Re: PROV-ISSUE-1 (define-resource): Definition for concept 'Resource' [Provenance Terminology]

Jim

isn't the legal/physical distinction from your example an instance of diferent "accounts" (in OPM terms), i.e., different observers 
collecting different sequences of events, which may partially overlap. This is just to clarify, it seems to be we do have concepts 
to deal with this distinction.

Regards, -Paolo


  On 6/2/11 3:15 PM, Myers, Jim wrote:
> This issue is not just aggregation. I have an iPass and the state considers any vehicle with that iPass in it to be mine and expects me to pay tolls when it engages in drive-on-tollway events. There are times when that legal vehicle is my physical car and times when its a rental. (I.e. I would not say my car had all its parts replaced when I use a rental car).
>
> I think we have exactly this issue in our scenarios - the legal/logical data from the goverment corresponds to different physical file objects at different times and we want to track provenance across the legal/logical and physical processes that occur.
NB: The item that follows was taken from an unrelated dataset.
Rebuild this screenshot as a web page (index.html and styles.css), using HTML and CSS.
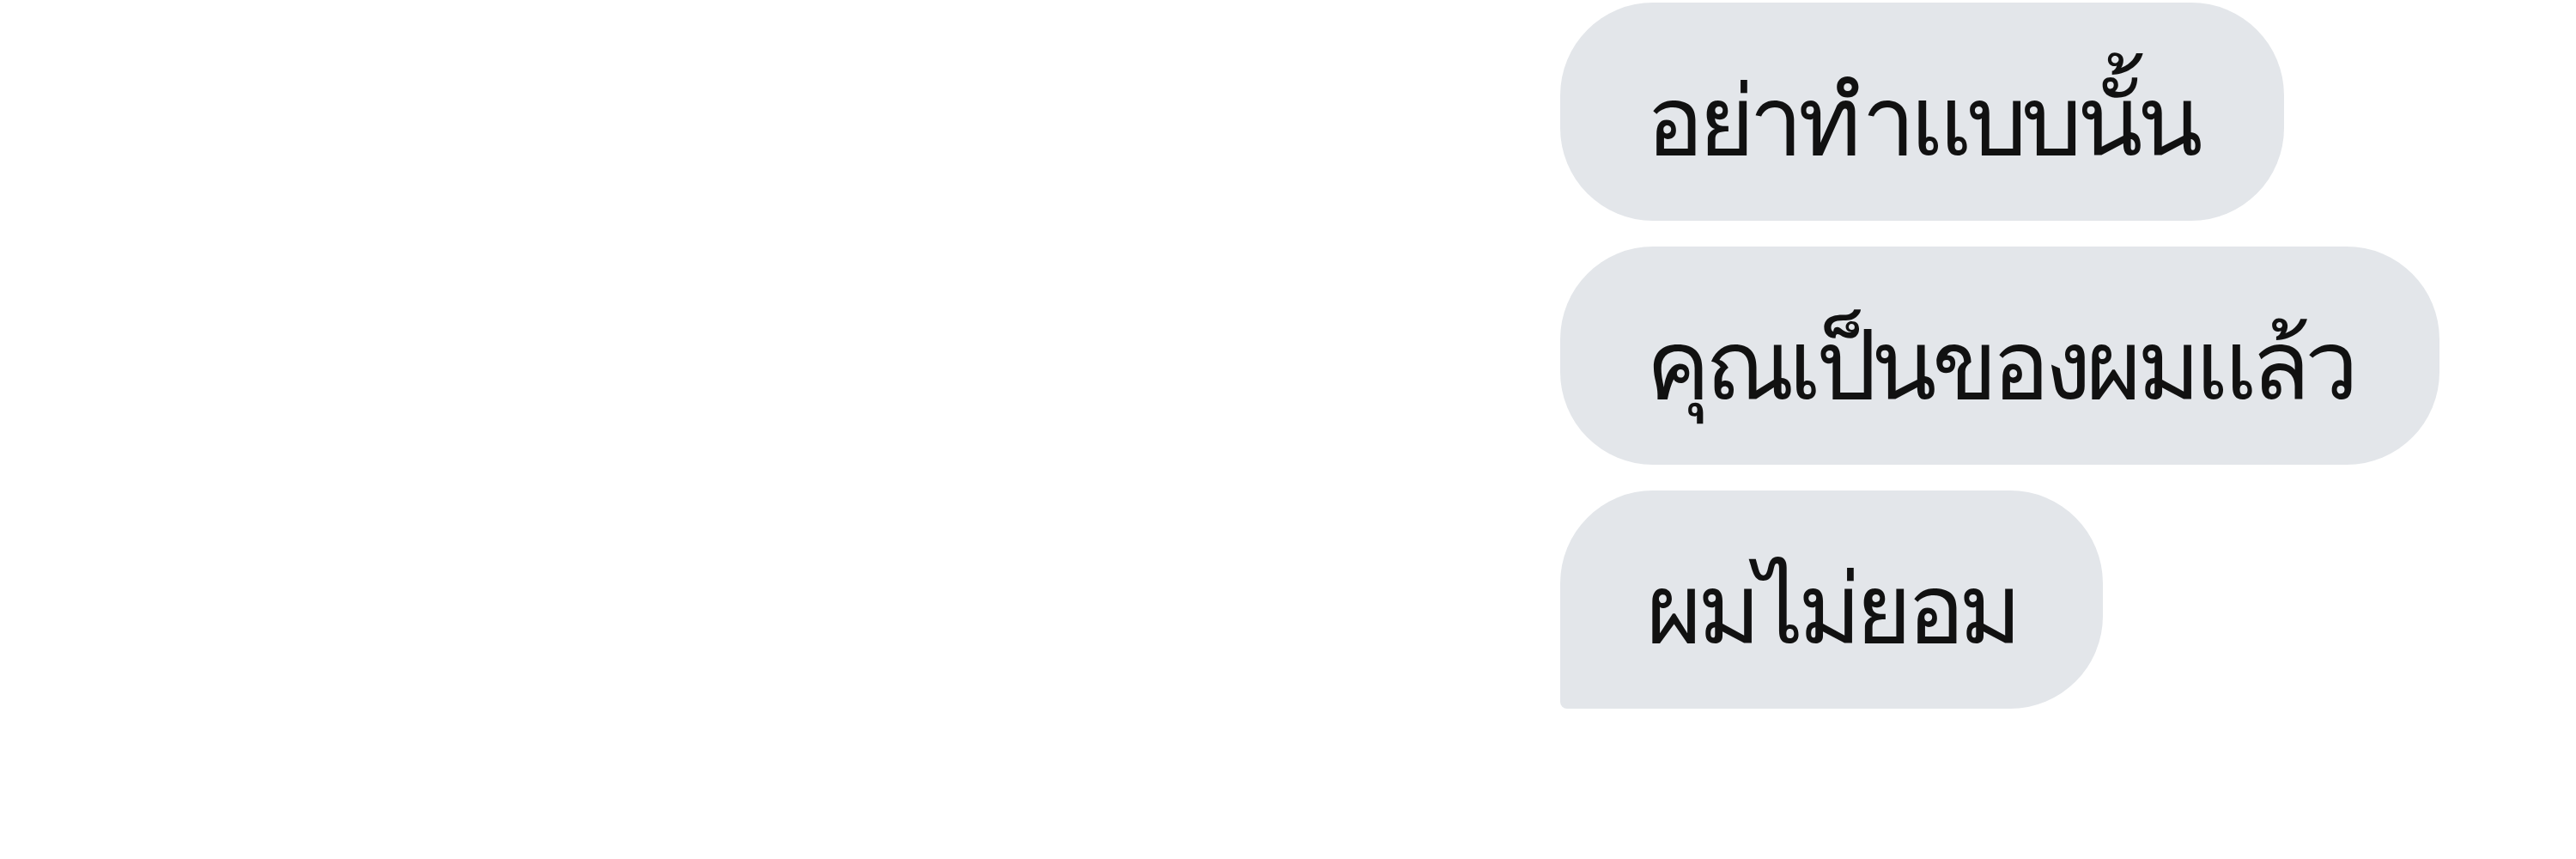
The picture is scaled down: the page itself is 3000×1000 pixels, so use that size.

We are asking in queries whether the logical result depends on the government data even when all of the physical bits of the input used are completely different (on a different disk, perhaps in a different format) than the government data file. If we don't track the logical government data separately from physical files that at times are manifestations of it, we get paradoxes from our limited model that don't exist in the real world. (File copying preserves the logical-to-physical correspondence, editing a file to be all zeros does not, so if you have a derived result from any copy created before an edit occurred, you're result is logically dependent on the government data...).
>
> We really have these types of logical to physical relationships throughout science as well - we assume the reading from the sensor is the logical temperature but would question that relationship if we had provenance of a 'smashed' event for the sensor. The logical temperature may at times have separate provenance from the sensor reading and we may want to track both.
>
> In a practical sense, I think modeling this way involves very little change to OPM-style provenance. In addition to artifact-process execution-artifact type chains, you have the occasional links that connect resources - physical file is a manifestation of the gov data - that allow you to cross from thinking about legal/logical/intellectual provenance to physical/computational provenance, etc. That 'minor' addition would avoid further discussion of how/when to categorize specific things as mutable/immutable, etc. and probably remove the need for special case opm:agent and pml:source style types as well.